(Updates with EADS chief comment in 10th paragraph.)
Jan. 17 (Bloomberg) -- Airbus SAS, whose parent lost out in a U.S. tender to supply refueling aircraft to Boeing Co., may add a final assembly line in the U.S. to buoy sales in the world’s No. 1 market for single-aisle planes, an executive said.
The European planemaker, which has final assembly lines in Toulouse, France, and Hamburg, Germany, as well as Tianjin, China, may find that adding a similar operation in the U.S. increases visibility with potential clients, Hans Peter Ring, chief financial officer of Airbus parent European Aeronautic, Defence & Space Co., said today in an interview.
While the Asia Pacific region is the most promising market for future sales of large, wide-body planes, North America is the single-biggest market for short- to medium-haul ones such as Airbus’s A320. With North American carriers needing to replace thousands of aircraft in coming years, the European planemaker could have a commercial advantage in showing customers that its models are put together locally.
“The U.S. market is for the foreseeable future the biggest single-aisle market in the world, so there is some logic to be in the U.S.,” said Ring after EADS and Airbus officials gave briefings in Hamburg on the business outlook for 2012. “It’s certainly something that new management will need to look at.”
EADS Chief Executive Officer Louis Gallois is retiring in May after the annual shareholder meeting and is expected to be succeeded by Tom Enders, now chief of Airbus. EADS shareholders Daimler AG and Lagardere SCA have held off on final decisions about the shape of future management.
“I have to tell you there is no decision at all,” Ring said. He declined to comment on the specifics of the management succession or whether he expected to retain his position as CFO of EADS.
U.S. Inroads
Airbus last year broke Boeing’s two-decade stranglehold on supplying AMR Corp.’s American Airlines, with an order for its A320neo, a single-aisle plane offering more fuel-efficient engines. It lost out in a contest with Boeing to supply Delta Air Lines Inc. and is currently competing against Boeing to win an order from UAL Corp.’s United Airlines. United is looking at the purchase of as many as 200 jets.
North America is “critical” for the sale of single-aisle planes, Airbus CEO Enders said today. Airbus had hoped to use the sale of refueling tankers as a beachhead to build a commercial aircraft assembly line in Mobile, Alabama, though it lost the tanker contract to Boeing.
“Just look at the global market forecast figures: more than 80 percent of all deliveries forecast until 2020 in North America are single aisles. And for the next 20 years, America in terms of the number of aircraft delivered will still be ahead of China,” said Enders.
Production Plans
EADS’s Gallois today told journalists that Eurocopter, the parent company’s helicopter division, recently broke ground on a new plant in Mexico and the CEO said that “other initiatives” could follow. Such moves would not hurt jobs in Europe, he said.

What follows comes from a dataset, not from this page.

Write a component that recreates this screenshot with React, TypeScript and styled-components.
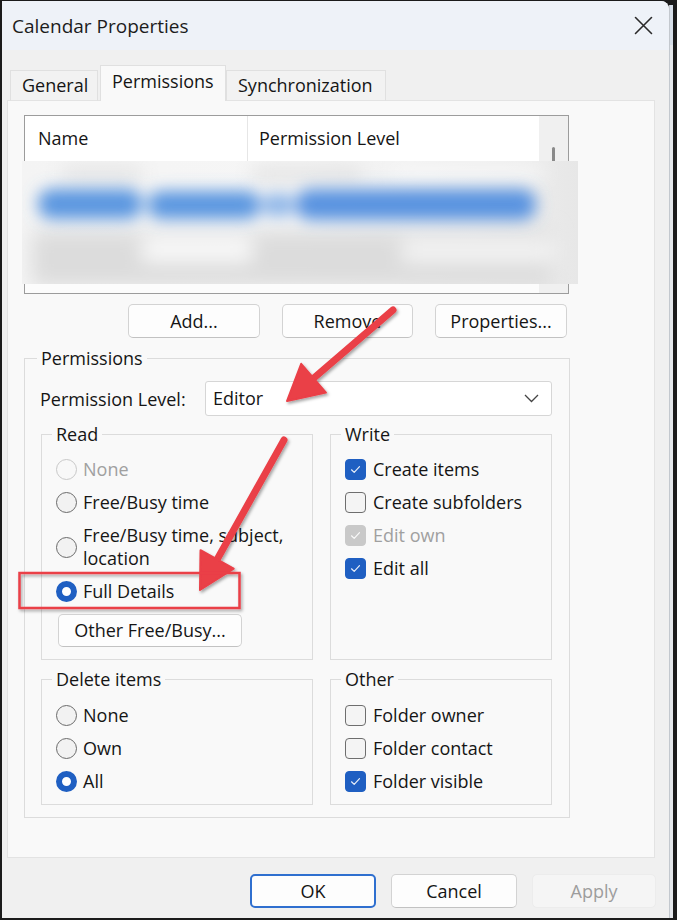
import React from "react";
import styled, { createGlobalStyle, css } from "styled-components";

const GlobalStyle = createGlobalStyle`
  html, body { margin: 0; padding: 0; background: #1b1b1b; }
  body { font-family: "Open Sans", "Noto Sans", "DejaVu Sans", sans-serif; color: #151515; }
  * { box-sizing: border-box; }
`;

const Page = styled.div`
  position: relative;
  width: 677px;
  height: 920px;
  background: #1b1b1b;
  display: flex;
  padding: 1px 0 2px 2px;
  overflow: hidden;
`;

const Window = styled.div`
  width: 667px;
  height: 100%;
  background: #f0f0f0;
  border-top-right-radius: 8px;
  display: flex;
  flex-direction: column;
  overflow: hidden;
`;

const BehindStrip = styled.div`
  width: 4px;
  margin-top: 4px;
  background: linear-gradient(#d6dee8 0 40px, #e4e7eb 40px);
  border-left: 1px solid #c3c8ce;
`;

const TitleBar = styled.div`
  height: 49px;
  flex: none;
  background: #eef2f8;
  display: flex;
  align-items: center;
  justify-content: space-between;
  padding: 0 16px 0 10px;
`;

const Title = styled.span`
  font-size: 19px;
  color: #1c1c1c;
`;

const TabStrip = styled.div`
  display: flex;
  align-items: flex-end;
  height: 35px;
  margin: 15px 0 0 8px;
  position: relative;
  z-index: 1;
`;

const Tab = styled.div<{ $active?: boolean; $w: number }>`
  width: ${(p) => p.$w}px;
  height: ${(p) => (p.$active ? 36 : 31)}px;
  margin-bottom: -1px;
  margin-left: ${(p) => (p.$active ? 2 : 0)}px;
  border: 1px solid #e0e0e0;
  border-bottom: ${(p) => (p.$active ? "none" : "1px solid #e3e3e3")};
  background: ${(p) => (p.$active ? "#f9f9f9" : "#f2f2f2")};
  display: flex;
  align-items: center;
  padding: ${(p) => (p.$active ? "0 0 5px 11px" : "0 0 1px 11px")};
  font-size: 18px;
  color: #151515;
  white-space: nowrap;
`;

const Pane = styled.div`
  margin: 0 14px 0 5px;
  height: 758px;
  flex: none;
  background: #f9f9f9;
  border: 1px solid #e3e3e3;
  padding: 14px 0 0 16px;
  display: flex;
  flex-direction: column;
`;

const List = styled.div`
  position: relative;
  width: 545px;
  height: 179px;
  border: 1px solid #9c9c9c;
  background: #fcfcfc;
  display: flex;
`;

const ListMain = styled.div`
  flex: 1;
  display: flex;
  flex-direction: column;
`;

const ListHeader = styled.div`
  height: 45px;
  background: #ffffff;
  display: grid;
  grid-template-columns: 222px 1fr;
`;

const HeaderCell = styled.div<{ $divider?: boolean }>`
  display: flex;
  align-items: center;
  padding-left: ${(p) => (p.$divider ? 11 : 13)}px;
  padding-bottom: 2px;
  font-size: 18px;
  color: #151515;
  border-left: ${(p) => (p.$divider ? "1px solid #e6e6e6" : "none")};
`;

const ScrollBar = styled.div`
  width: 29px;
  background: #f0f0f0;
  display: flex;
  justify-content: center;
  padding-top: 31px;
`;

const Thumb = styled.div`
  width: 3px;
  height: 40px;
  border-radius: 2px;
  background: #8a8a8a;
`;

const Redaction = styled.svg`
  position: absolute;
  left: -3px;
  top: 45px;
`;

const ButtonRow = styled.div`
  width: 543px;
  display: flex;
  justify-content: flex-end;
  gap: 22px;
  margin-top: 10px;
`;

const Button = styled.button<{ $w: number; $h?: number; $default?: boolean; $disabled?: boolean }>`
  width: ${(p) => p.$w}px;
  height: ${(p) => p.$h ?? 34}px;
  font-family: inherit;
  font-size: 18px;
  color: #151515;
  background: #fdfdfd;
  border: 1px solid #d3d3d3;
  border-bottom-color: #c2c2c2;
  border-radius: 5px;
  padding: 0 0 1px;
  ${(p) =>
    p.$default &&
    css`
      border: 2px solid #2f6fcf;
    `}
  ${(p) =>
    p.$disabled &&
    css`
      background: #f5f5f5;
      border: 1px solid #ececec;
      color: #9d9d9d;
    `}
`;

const Group = styled.fieldset<{ $pad: string }>`
  margin: 0;
  min-width: 0;
  border: 1px solid #dcdcdc;
  padding: ${(p) => p.$pad};
`;

const Legend = styled.legend`
  padding: 0 4px;
  margin-left: -4px;
  font-size: 18px;
  line-height: 24px;
  color: #151515;
`;

const PermGroup = styled(Group)`
  width: 546px;
  margin-top: 8px;
`;

const LevelRow = styled.div`
  display: flex;
  align-items: center;
  margin-left: -1px;
`;

const LevelLabel = styled.span`
  width: 165px;
  font-size: 18px;
`;

const Select = styled.div`
  width: 347px;
  height: 35px;
  background: #ffffff;
  border: 1px solid #d6d6d6;
  border-radius: 3px;
  display: flex;
  align-items: center;
  justify-content: space-between;
  padding: 0 12px 1px 7px;
  font-size: 18px;
`;

const Columns = styled.div<{ $mt: number }>`
  display: grid;
  grid-template-columns: 272px 222px;
  column-gap: 17px;
  margin-top: ${(p) => p.$mt}px;
`;

const OptionList = styled.div<{ $pt: number }>`
  display: flex;
  flex-direction: column;
  padding-top: ${(p) => p.$pt}px;
`;

const Option = styled.div<{ $disabled?: boolean; $gap: number }>`
  display: flex;
  align-items: center;
  gap: ${(p) => p.$gap}px;
  padding: 5px 0;
  line-height: 23px;
  font-size: 18px;
  color: ${(p) => (p.$disabled ? "#a0a0a0" : "#151515")};
`;

const Radio = styled.span<{ $checked?: boolean; $disabled?: boolean }>`
  flex: none;
  width: 21px;
  height: 21px;
  border-radius: 50%;
  ${(p) =>
    p.$checked
      ? css`
          background: #ffffff;
          border: 6px solid #1f5fc2;
        `
      : css`
          background: ${p.$disabled ? "#f8f8f8" : "#f2f2f2"};
          border: 1.5px solid ${p.$disabled ? "#c8c8c8" : "#6b6b6b"};
        `}
`;

const Check = styled.span<{ $checked?: boolean; $disabled?: boolean }>`
  flex: none;
  width: 21px;
  height: 21px;
  border-radius: 4px;
  display: flex;
  align-items: center;
  justify-content: center;
  ${(p) =>
    p.$checked
      ? css`
          background: ${p.$disabled ? "#c9c9c9" : "#1f5fc2"};
          border: 1px solid ${p.$disabled ? "#c9c9c9" : "#1f5fc2"};
        `
      : css`
          background: #f4f4f4;
          border: 1.5px solid #6e6e6e;
        `}
`;

const SmallButtonWrap = styled.div`
  padding: 6px 0 0 2px;
`;

const Footer = styled.div`
  display: flex;
  justify-content: flex-end;
  gap: 15px;
  padding: 16px 13px 0 0;
`;

const Annotations = styled.svg`
  position: absolute;
  left: 0;
  top: 0;
  pointer-events: none;
`;

const CheckMark = () => (
  <svg width="13" height="11" viewBox="0 0 13 11">
    <path d="M2.5 5.8 L5.2 8.4 L10.5 2.6" fill="none" stroke="rgba(255,255,255,0.9)" strokeWidth="1.2" strokeLinecap="round" strokeLinejoin="round" />
  </svg>
);

const RadioItem = ({ label, checked, disabled }: { label: React.ReactNode; checked?: boolean; disabled?: boolean }) => (
  <Option $gap={6} $disabled={disabled}>
    <Radio $checked={checked} $disabled={disabled} />
    <span>{label}</span>
  </Option>
);

const CheckItem = ({ label, checked, disabled }: { label: string; checked?: boolean; disabled?: boolean }) => (
  <Option $gap={7} $disabled={disabled}>
    <Check $checked={checked} $disabled={disabled}>{checked && <CheckMark />}</Check>
    <span>{label}</span>
  </Option>
);

function arrow(tx: number, ty: number, hx: number, hy: number, len: number, half: number) {
  const dx = hx - tx;
  const dy = hy - ty;
  const l = Math.hypot(dx, dy);
  const ux = dx / l;
  const uy = dy / l;
  const px = -uy;
  const py = ux;
  const bx = hx - ux * len;
  const by = hy - uy * len;
  const head = `${hx},${hy} ${bx + px * half},${by + py * half} ${bx - px * half},${by - py * half}`;
  return { shaft: { x1: tx, y1: ty, x2: bx + ux * 4, y2: by + uy * 4 }, head };
}

export default function App() {
  const a1 = arrow(393, 310, 287, 401, 35, 19);
  const a2 = arrow(284, 440, 200, 590, 35, 19);
  return (
    <>
      <GlobalStyle />
      <Page>
        <Window>
          <TitleBar>
            <Title>Calendar Properties</Title>
            <svg width="19" height="19" viewBox="0 0 19 19">
              <path d="M1.5 1.5 L17.5 17.5 M17.5 1.5 L1.5 17.5" stroke="#2a2a2a" strokeWidth="1.6" strokeLinecap="round" />
            </svg>
          </TitleBar>
          <TabStrip>
            <Tab $w={88}>General</Tab>
            <Tab $w={126} $active>Permissions</Tab>
            <Tab $w={160}>Synchronization</Tab>
          </TabStrip>
          <Pane>
            <List>
              <ListMain>
                <ListHeader>
                  <HeaderCell>Name</HeaderCell>
                  <HeaderCell $divider>Permission Level</HeaderCell>
                </ListHeader>
              </ListMain>
              <ScrollBar>
                <Thumb />
              </ScrollBar>
              <Redaction width="556" height="123" viewBox="0 0 556 123">
                <defs>
                  <linearGradient id="rg" x1="0" x2="1" y1="0" y2="0">
                    <stop offset="0" stopColor="#f4f4f4" />
                    <stop offset="0.5" stopColor="#f6f6f6" />
                    <stop offset="0.9" stopColor="#ececec" />
                    <stop offset="1" stopColor="#e7e7e7" />
                  </linearGradient>
                  <filter id="bl" x="-10%" y="-60%" width="120%" height="220%">
                    <feGaussianBlur stdDeviation="8" />
                  </filter>
                  <filter id="bl2" x="-10%" y="-60%" width="120%" height="220%">
                    <feGaussianBlur stdDeviation="10" />
                  </filter>
                </defs>
                <rect width="556" height="123" fill="url(#rg)" />
                <g filter="url(#bl2)">
                  <rect x="10" y="70" width="520" height="55" fill="#dcdcdc" />
                  <rect x="120" y="78" width="110" height="22" fill="#fbfbfb" />
                  <rect x="380" y="80" width="150" height="20" fill="#f6f6f6" />
                  <rect x="40" y="6" width="80" height="14" fill="#e2e2e2" />
                  <rect x="230" y="6" width="110" height="14" fill="#e0e0e0" />
                  <rect x="370" y="6" width="150" height="12" fill="#fbfbfb" />
                </g>
                <g filter="url(#bl)">
                  <rect x="16" y="28" width="104" height="30" rx="14" fill="#5a96e0" />
                  <rect x="126" y="30" width="112" height="28" rx="13" fill="#5a96e0" />
                  <rect x="240" y="33" width="32" height="22" rx="10" fill="#8ab4e8" />
                  <rect x="274" y="28" width="240" height="31" rx="14" fill="#5893e0" />
                </g>
              </Redaction>
            </List>
            <ButtonRow>
              <Button $w={132}>Add...</Button>
              <Button $w={131}>Remove</Button>
              <Button $w={132}>Properties...</Button>
            </ButtonRow>
            <PermGroup $pad="11px 16px 12px 16px">
              <Legend>Permissions</Legend>
              <LevelRow>
                <LevelLabel>Permission Level:</LevelLabel>
                <Select>
                  <span>Editor</span>
                  <svg width="15" height="9" viewBox="0 0 15 9">
                    <path d="M1 1 L7.5 7.5 L14 1" fill="none" stroke="#444" strokeWidth="1.3" />
                  </svg>
                </Select>
              </LevelRow>
              <Columns $mt={6}>
                <Group $pad="0 0 12px 14px">
                  <Legend>Read</Legend>
                  <OptionList $pt={7}>
                    <RadioItem label="None" disabled />
                    <RadioItem label="Free/Busy time" />
                    <RadioItem label={<>Free/Busy time, subject,<br />location</>} />
                    <RadioItem label="Full Details" checked />
                    <SmallButtonWrap>
                      <Button $w={184} $h={33}>Other Free/Busy...</Button>
                    </SmallButtonWrap>
                  </OptionList>
                </Group>
                <Group $pad="0 0 12px 14px">
                  <Legend>Write</Legend>
                  <OptionList $pt={7}>
                    <CheckItem label="Create items" checked />
                    <CheckItem label="Create subfolders" />
                    <CheckItem label="Edit own" checked disabled />
                    <CheckItem label="Edit all" checked />
                  </OptionList>
                </Group>
              </Columns>
              <Columns $mt={7}>
                <Group $pad="0 0 6px 14px">
                  <Legend>Delete items</Legend>
                  <OptionList $pt={8}>
                    <RadioItem label="None" />
                    <RadioItem label="Own" />
                    <RadioItem label="All" checked />
                  </OptionList>
                </Group>
                <Group $pad="0 0 6px 14px">
                  <Legend>Other</Legend>
                  <OptionList $pt={8}>
                    <CheckItem label="Folder owner" />
                    <CheckItem label="Folder contact" />
                    <CheckItem label="Folder visible" checked />
                  </OptionList>
                </Group>
              </Columns>
            </PermGroup>
          </Pane>
          <Footer>
            <Button $w={126} $default>OK</Button>
            <Button $w={126}>Cancel</Button>
            <Button $w={124} $disabled>Apply</Button>
          </Footer>
        </Window>
        <BehindStrip />
        <Annotations width="677" height="920" viewBox="0 0 677 920">
          <defs>
            <filter id="sh" x="-20%" y="-20%" width="140%" height="140%">
              <feDropShadow dx="1.5" dy="2" stdDeviation="1.8" floodColor="#000" floodOpacity="0.35" />
            </filter>
          </defs>
          <g filter="url(#sh)" fill="#ea3f47" stroke="#ea3f47">
            <line {...a1.shaft} strokeWidth="7" strokeLinecap="round" />
            <polygon points={a1.head} strokeWidth="2" strokeLinejoin="round" />
            <line {...a2.shaft} strokeWidth="7" strokeLinecap="round" />
            <polygon points={a2.head} strokeWidth="2" strokeLinejoin="round" />
            <rect x="19.5" y="573" width="220" height="35" fill="none" strokeWidth="2.5" />
          </g>
        </Annotations>
      </Page>
    </>
  );
}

Airbus has been building production toward the rate of 42 single-aisle planes a month by the end of this year. The company had aimed to make a decision on whether to push that to 44 a month, though has held off, Enders said, as it studies whether the supply chain can handle the extra burden.
“The supply chain ramp-up isn’t a walk in the park,” Enders said today. “That’ll be a huge challenge to our people in 2012 as well.”
Airbus has an extensive network of suppliers in the U.S., though that offers less visibility than a site piecing together components and rolling planes out onto the runway, Ring said. It’s not completely clear whether having an assembly line in the U.S. would actually help win customers, as it clearly does in China. The difference in China is that the government is a shareholder in the airlines, he said.
“The question is, and I think it has no answer, ‘Would you sell more airplanes?’ Ring said.